On Monday Farage launched a telling social media attack on Charlotte Cadden, Conservative Candidate in the Gorton and Denton by-election. A police officer for 30 years who wants “a proper inquiry on grooming gangs” and “to get rid of carbon taxes“, both policies he agrees with, instead highlighted a fun run she did 15 years ago, as somehow a symbol of the entire Conservative now. But don’t anyone ask him about things he did fifty years ago.

Conservatives are not going to quit – in Gorton or anywhere else – to help a party that insists it wants to destroy them, but the tragedy of trading blows over the past of both parties is that it distracts from directing ire and fire at the party in charge of the present.

The past, is Labour’s well of sour motivation. Deepest dipper is the Education Secretary whose entire ethos is to attack everyone, including her own party’s legacy on education, to settle scores from when she was a school girl in an A-line skirt.
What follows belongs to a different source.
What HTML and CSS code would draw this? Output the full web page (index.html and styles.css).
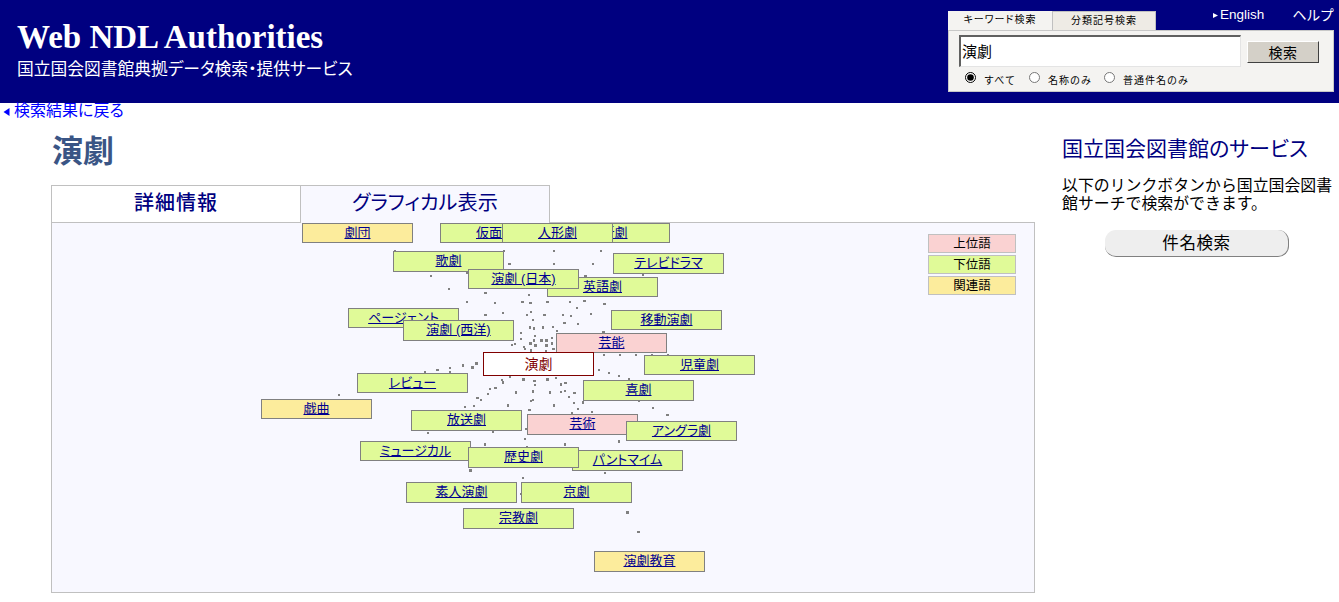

The soul raison d’etre for the now farcical Chagos deal – that no amount of phantom billions ‘won’ in China will pay for – is to apologise, to the wrong people, for the ‘colonial’ past.  Labour demand an apology for the mini-budget, an issue Badenoch has addressed more than once, and soemthing Farage supported, but Peter Mandelson’s past is apparently a closed book. Saw nothing, heard nothing, did nothing is not going to save Starmer and Morgan McSweeny was never going to bite the hand that fed, and is now punching him and his boss in the teeth.

L P Hartley once wrote “the past is a foreign country; they do things differently there”. Everyone in this now crowded political landscape is trying to express the same, but it might be an idea for all to visit it occasionally and say ‘you know what? We got that wrong’.

That goes for all politicians not just the ones you want it to.